Starting mid-October, Chinese ship owners will face substantial charges of $50 per ton of cargo, with costs increasing annually for three years.

This is part of a bold strategy to revitalize American shipbuilding and protect US economic interests from foreign exploitation.

The Trump administration has announced significant new fees on Chinese ships docking at American ports following an investigation by the U.S. Trade Representative that found China’s maritime policies have severely disadvantaged American businesses.

The fees represent a critical step in addressing the trade imbalance that has allowed China to dominate global shipping.

At the same time, America’s once-proud shipbuilding industry has declined to less than 1% of global output.

Chinese ship owners will now be charged $50 per ton of cargo, with these fees increasing by $30 annually for three years.

Additional fees for Chinese-built ships will start at $18 per ton or $120 per container, while non-US-built ships carrying vehicles will be charged $150 per vehicle.

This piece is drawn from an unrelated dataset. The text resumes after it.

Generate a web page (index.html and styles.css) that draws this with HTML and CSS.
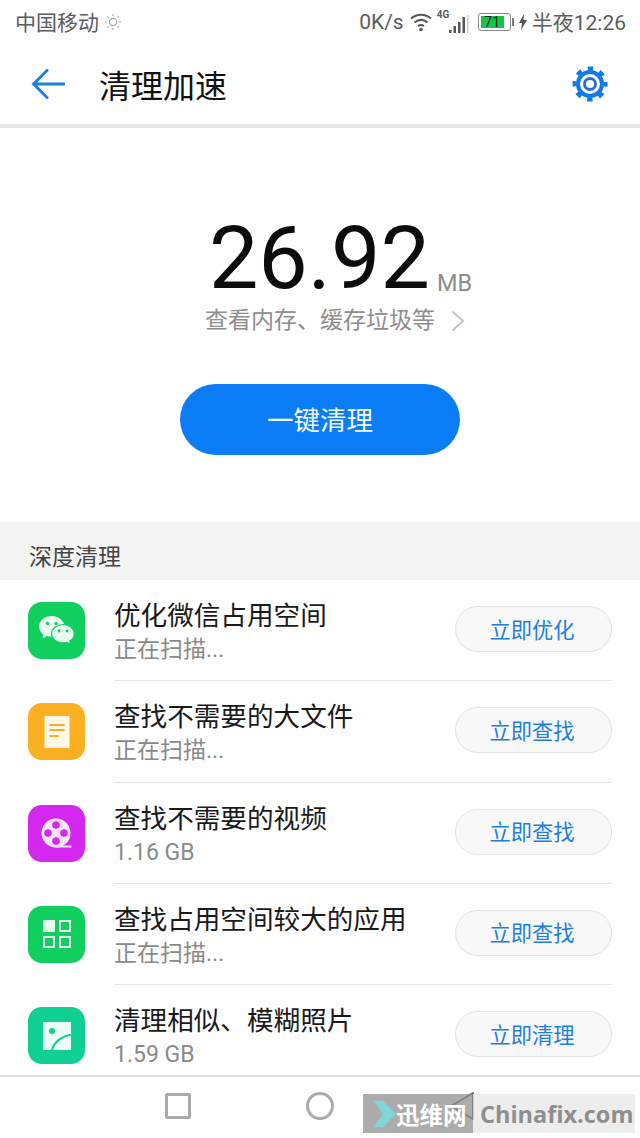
FILE: index.html
```html
<!DOCTYPE html>
<html lang="zh-CN">
<head>
    <meta charset="UTF-8">
    <meta name="viewport" content="width=device-width, initial-scale=1.0">
    <title>清理加速</title>
    <link rel="stylesheet" href="styles.css">
</head>
<body>
    <div class="screen">
        <div class="status-bar">
            <div class="status-left">
                <span class="status-cjk">中国移动</span>
                <svg class="icon-sun" width="18" height="18" viewBox="0 0 18 18" fill="none" stroke="#a8a8a8" stroke-width="1.2">
                    <circle cx="9" cy="9" r="3.6"/>
                    <path d="M9 1v2M9 15v2M1 9h2M15 9h2M3.3 3.3l1.4 1.4M13.3 13.3l1.4 1.4M3.3 14.7l1.4-1.4M13.3 4.7l1.4-1.4"/>
                </svg>
            </div>
            <div class="status-right">
                <span class="net-speed">0K/s</span>
                <svg class="icon-wifi" width="24" height="20" viewBox="0 0 24 20" fill="none" stroke="#555" stroke-width="2">
                    <path d="M2 6.5c6-5 14-5 20 0M5.5 10.5c4-3.200 9-3.200 13 0M9 14c1.800-1.300 4.200-1.300 6 0"/>
                    <circle cx="12" cy="17.500" r="1.800" fill="#555" stroke="none"/>
                </svg>
                <div class="signal">
                    <span class="signal-label">4G</span>
                    <svg width="20" height="20" viewBox="0 0 20 20" fill="#555">
                        <rect x="0" y="16" width="2.500" height="3"/>
                        <rect x="4.500" y="12" width="2.500" height="7"/>
                        <rect x="9" y="8" width="2.500" height="11"/>
                        <rect x="13.500" y="3" width="2.500" height="16"/>
                        <rect x="18" y="1" width="1.500" height="18" fill="#ccc"/>
                    </svg>
                </div>
                <div class="battery">
                    <div class="battery-body"><div class="battery-fill">71</div></div>
                    <div class="battery-cap"></div>
                </div>
                <svg class="icon-bolt" width="8" height="16" viewBox="0 0 8 16" fill="#555">
                    <path d="M5 0L0 9h3l-1 7 6-10H4.500z"/>
                </svg>
                <span class="clock status-cjk">半夜12:26</span>
            </div>
        </div>

        <div class="toolbar">
            <svg class="icon-back" width="36" height="34" viewBox="0 0 36 34" fill="none" stroke="#1c7fe6" stroke-width="2.800">
                <path d="M34 17H3M17 2.500L2.500 17 17 31.500"/>
            </svg>
            <h1 class="toolbar-title">清理加速</h1>
            <svg class="icon-gear" width="36" height="36" viewBox="0 0 36 36" fill="none">
                <circle cx="18" cy="18" r="15.500" stroke="#0f7bea" stroke-width="4" stroke-dasharray="5.500 6.672" stroke-dashoffset="2.750"/>
                <circle cx="18" cy="18" r="12" stroke="#0f7bea" stroke-width="4"/>
                <circle cx="18" cy="18" r="5.500" stroke="#2a70d0" stroke-width="3"/>
            </svg>
        </div>

        <div class="hero">
            <div class="storage">
                <span class="storage-num">26.92</span>
                <span class="storage-unit">MB</span>
            </div>
            <div class="hero-link">
                <span>查看内存、缓存垃圾等</span>
                <svg width="14" height="22" viewBox="0 0 14 22" fill="none" stroke="#c4c4c4" stroke-width="2">
                    <path d="M1.500 1.500L12 11 1.500 20.500"/>
                </svg>
            </div>
            <button class="clean-btn">一键清理</button>
        </div>

        <div class="section-title">深度清理</div>

        <div class="list">
            <div class="row">
                <div class="app-icon green">
                    <svg width="40" height="32" viewBox="0 0 40 32">
                        <path fill="#eafbf0" d="M15 1C7.500 1 2 5.800 2 11.500c0 3.300 1.800 6.100 4.600 8l-1.200 3.900 4.500-2.300c1.500.4 3.200.7 5.100.7 1 0 2-.1 2.900-.3C25 20 30 16 28 11 26 5 21 1 15 1z"/>
                        <circle cx="10.500" cy="8.500" r="1.700" fill="#10cf5e"/>
                        <circle cx="19" cy="8.500" r="1.700" fill="#10cf5e"/>
                        <path fill="#eafbf0" stroke="#10cf5e" stroke-width="1.200" d="M26 9.500c-6.500 0-11.500 4.200-11.500 9.200s5 9.200 11.500 9.200c1.400 0 2.800-.2 4-.6l3.800 2.200-1-3.400c2.700-1.700 4.500-4.300 4.500-7.400 0-5-4.800-9.200-10.800-9.200z"/>
                        <circle cx="22" cy="16" r="1.400" fill="#10cf5e"/>
                        <circle cx="30" cy="16" r="1.400" fill="#10cf5e"/>
                    </svg>
                </div>
                <div class="row-text">
                    <div class="row-title">优化微信占用空间</div>
                    <div class="row-sub">正在扫描...</div>
                </div>
                <button class="row-btn">立即优化</button>
            </div>
            <div class="row">
                <div class="app-icon amber">
                    <svg width="26" height="32" viewBox="0 0 26 32">
                        <rect x="0.500" y="0" width="25" height="32" fill="#fff8e8"/>
                        <path d="M5.500 9h15M5.500 14h15M5.500 20h9" stroke="#fbb022" stroke-width="2"/>
                    </svg>
                </div>
                <div class="row-text">
                    <div class="row-title">查找不需要的大文件</div>
                    <div class="row-sub">正在扫描...</div>
                </div>
                <button class="row-btn">立即查找</button>
            </div>
            <div class="row">
                <div class="app-icon purple">
                    <svg width="32" height="30" viewBox="0 0 32 30">
                        <path d="M15 28.500h15.500" stroke="#f8e6ff" stroke-width="2"/>
                        <circle cx="15" cy="15" r="14.500" fill="#f8e6ff"/>
                        <circle cx="15" cy="7" r="3.800" fill="#d427f0"/>
                        <circle cx="15" cy="23" r="3.800" fill="#d427f0"/>
                        <circle cx="7" cy="15" r="3.800" fill="#d427f0"/>
                        <circle cx="23" cy="15" r="3.800" fill="#d427f0"/>
                    </svg>
                </div>
                <div class="row-text">
                    <div class="row-title">查找不需要的视频</div>
                    <div class="row-sub">1.16 GB</div>
                </div>
                <button class="row-btn">立即查找</button>
            </div>
            <div class="row">
                <div class="app-icon green">
                    <svg width="28" height="28" viewBox="0 0 28 28" fill="none" stroke="#e6fbef" stroke-width="2">
                        <rect x="1" y="1" width="10" height="10" fill="#e6fbef"/>
                        <rect x="17" y="1" width="10" height="10"/>
                        <rect x="1" y="17" width="10" height="10"/>
                        <rect x="17" y="17" width="10" height="10"/>
                    </svg>
                </div>
                <div class="row-text">
                    <div class="row-title">查找占用空间较大的应用</div>
                    <div class="row-sub">正在扫描...</div>
                </div>
                <button class="row-btn">立即查找</button>
            </div>
            <div class="row">
                <div class="app-icon teal">
                    <svg width="28" height="28" viewBox="0 0 28 28">
                        <rect width="28" height="28" fill="#eafcf5"/>
                        <circle cx="9" cy="9" r="3" fill="#0fd092"/>
                        <path d="M9 28C11 20 19 14 28 13" fill="none" stroke="#0fd092" stroke-width="2"/>
                    </svg>
                </div>
                <div class="row-text">
                    <div class="row-title">清理相似、模糊照片</div>
                    <div class="row-sub">1.59 GB</div>
                </div>
                <button class="row-btn">立即清理</button>
            </div>
        </div>

        <div class="nav-bar">
            <div class="nav-item"><div class="nav-square"></div></div>
            <div class="nav-item"><div class="nav-circle"></div></div>
            <div class="nav-item">
                <svg width="30" height="30" viewBox="0 0 30 30" fill="none" stroke="#666" stroke-width="2" stroke-linejoin="round">
                    <path d="M26 2v26L4 15z"/>
                </svg>
            </div>
        </div>

        <div class="watermark">
            <div class="wm-left">
                <svg width="26" height="26" viewBox="0 0 26 26" fill="#7fd8d6">
                    <path d="M1 0h9l13 13-13 13H1l9-13z"/>
                </svg>
                <span>迅维网</span>
            </div>
            <div class="wm-right">Chinafix.com</div>
        </div>
    </div>
</body>
</html>
```

FILE: styles.css
```css
* {
    box-sizing: border-box;
}
body {
    margin: 0;
    background: #fff;
    font-family: Roboto, "Noto Sans CJK SC", sans-serif;
}
.screen {
    position: relative;
    width: 640px;
    height: 1138px;
    display: flex;
    flex-direction: column;
    overflow: hidden;
    background: #fefefe;
}

/* status bar */
.status-bar {
    height: 44px;
    flex: none;
    display: flex;
    justify-content: space-between;
    align-items: center;
    padding: 0 14px 0 15px;
    font-size: 21px;
    color: #5c5c5c;
}
.status-left, .status-right {
    display: flex;
    align-items: center;
}
.status-cjk {
    padding-bottom: 2px;
}
.icon-sun {
    margin-left: 5px;
}
.icon-wifi {
    margin-left: 5px;
}
.signal {
    position: relative;
    width: 32px;
    height: 24px;
    margin-left: 4px;
    display: flex;
    justify-content: flex-end;
    align-items: flex-end;
}
.signal-label {
    position: absolute;
    left: 0;
    top: -1px;
    font-size: 10px;
    font-weight: 700;
    line-height: 12px;
}
.battery {
    display: flex;
    align-items: center;
    margin-left: 9px;
}
.battery-body {
    width: 33px;
    height: 18px;
    padding: 2px;
    border: 1px solid #888;
    border-radius: 3px;
}
.battery-fill {
    width: 23px;
    height: 12px;
    background: #12c64c;
    color: #222;
    font-size: 14px;
    line-height: 12px;
    text-align: center;
}
.battery-cap {
    width: 2px;
    height: 8px;
    margin-left: 1px;
    background: #777;
}
.icon-bolt {
    margin-left: 5px;
}
.clock {
    margin-left: 5px;
}

/* toolbar */
.toolbar {
    height: 84px;
    flex: none;
    display: flex;
    align-items: center;
    padding: 0 32px 0 31px;
    border-bottom: 4px solid #e9e9e9;
}
.toolbar-title {
    margin: 0 0 0 32px;
    flex: 1;
    font-size: 32px;
    font-weight: 400;
    color: #111;
}

/* hero */
.hero {
    height: 394px;
    flex: none;
    display: flex;
    flex-direction: column;
    align-items: center;
    padding-top: 86px;
}
.storage {
    display: flex;
    padding-left: 41px;
    height: 88px;
}
.storage-num {
    font-size: 88px;
    line-height: 88px;
    color: #0c0c0c;
}
.storage-unit {
    align-self: flex-end;
    margin-left: 7px;
    font-size: 23.500px;
    line-height: 38px;
    color: #8c8c8c;
}
.hero-link {
    display: flex;
    align-items: center;
    gap: 16px;
    margin-top: 2px;
    padding-left: 30px;
    font-size: 23px;
    line-height: 34px;
    color: #8e8e8e;
}
.clean-btn {
    width: 280px;
    height: 71px;
    margin-top: 46px;
    padding: 0 0 2px;
    border: none;
    border-radius: 36px;
    background: #0a7cf5;
    color: #f2f8ff;
    font-family: inherit;
    font-size: 26.500px;
}

/* list */
.section-title {
    height: 58px;
    flex: none;
    padding: 20px 0 0 29px;
    background: #f4f4f4;
    font-size: 23px;
    line-height: 32px;
    color: #444;
}
.list {
    flex: 1;
    overflow: hidden;
}
.row {
    height: 101.250px;
    display: flex;
    align-items: center;
    padding: 0 28px;
    position: relative;
}
.row + .row::before {
    content: "";
    position: absolute;
    left: 114px;
    right: 28px;
    top: -1px;
    height: 1px;
    background: #e6e6e6;
}
.app-icon {
    width: 57px;
    height: 57px;
    flex: none;
    display: flex;
    justify-content: center;
    align-items: center;
    border-radius: 14px;
}
.green {
    background: #10cf5e;
}
.amber {
    background: #fbb022;
}
.purple {
    background: #d427f0;
}
.teal {
    background: #0fd092;
}
.row-text {
    flex: 1;
    margin-left: 29px;
    padding-top: 3px;
}
.row-title {
    font-size: 26.600px;
    line-height: 36px;
    color: #1a1a1a;
}
.row-sub {
    font-size: 23px;
    line-height: 32px;
    color: #8a8a8a;
}
.row-btn {
    width: 157px;
    height: 46px;
    flex: none;
    margin-bottom: 3px;
    padding: 0 3px 2px 0;
    border: 1px solid #e2e2e2;
    border-radius: 23px;
    background: #f8f8f8;
    color: #1c7fe0;
    font-family: inherit;
    font-size: 21.250px;
}

/* nav bar */
.nav-bar {
    height: 63px;
    flex: none;
    display: flex;
    justify-content: center;
    padding-top: 14px;
    border-top: 2px solid #e3e3e3;
    background: #fefefe;
}
.nav-item {
    width: 142px;
    height: 30px;
    display: flex;
    justify-content: center;
    align-items: center;
}
.nav-square {
    width: 26px;
    height: 26px;
    border: 3px solid #aaa;
    border-radius: 2px;
}
.nav-circle {
    width: 28px;
    height: 28px;
    border: 3px solid #aaa;
    border-radius: 50%;
}

/* watermark stamped over the screenshot */
.watermark {
    position: absolute;
    left: 363px;
    top: 1094px;
    width: 272px;
    height: 39px;
    display: flex;
}
.wm-left {
    width: 110px;
    display: flex;
    align-items: center;
    padding-left: 10px;
    background: rgba(140, 140, 140, 0.72);
    color: #fff;
    font-size: 23.500px;
    font-weight: 700;
}
.wm-left svg {
    margin-right: -3px;
}
.wm-right {
    flex: 1;
    padding-left: 7px;
    background: rgba(232, 232, 232, 0.8);
    color: #8e8e8e;
    font-family: "Open Sans", sans-serif;
    font-size: 23.500px;
    font-weight: 700;
    line-height: 41px;
    white-space: nowrap;
}
```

These measures were carefully calibrated after receiving feedback from over 300 trade groups, resulting in a more moderate approach than the originally proposed $3.5 million charge per docking.

U.S. Trade Representative Jamieson Greer did not mince words when announcing the new policy, stating, “China has largely achieved its dominance goals, severely disadvantaging US companies, workers, and the US economy.”

Besides, the fees are designed to level the playing field and create incentives for shipping companies to invest in American-built vessels, with provisions for waiving fees if ship owners place orders with U.S. shipyards.

“Ships and shipping are vital to American economic security and the free flow of commerce,” Greer said.

“The Trump administration’s actions will begin to reverse Chinese dominance, address threats to the US supply chain, and send a demand signal for US-built ships,” he added.

The fees apply once per voyage, up to five times a year, with strategic exemptions for empty vessels and certain routes to ensure minimal disruption to essential American exports.

The administration has also signed an executive order to revitalize U.S. shipbuilding for commercial and defense purposes, recognizing the critical national security implications of America’s diminished maritime manufacturing capacity.

Surprisingly, China has reacted with alarm to America’s defense of its own economic interests.

A spokesperson for the Chinese foreign ministry claimed the fees “will not revitalize the US shipbuilding industry” and would only raise prices for American consumers.

These comments revealed China’s concern that its stranglehold on global shipping may finally be loosening as America advocates fair trade practices.

In addition, phase two of the plan will begin in three years. It will include special provisions favoring US-built LNG ships and increased restrictions on foreign vessels that will be implemented over 22 years.

Although analysts acknowledged it will take time to rebuild America’s shipbuilding capacity, the Trump administration’s decisive action sends a clear message that the era of China dictating terms to American business is coming to an end.

This policy represents another front in Trump’s broader strategy to correct trade imbalances with China, following substantial tariffs on Chinese imports across multiple sectors.

As America reclaims its manufacturing independence, these calculated measures demonstrate the administration’s commitment to putting American workers and businesses first, regardless of how loudly foreign interests may complain.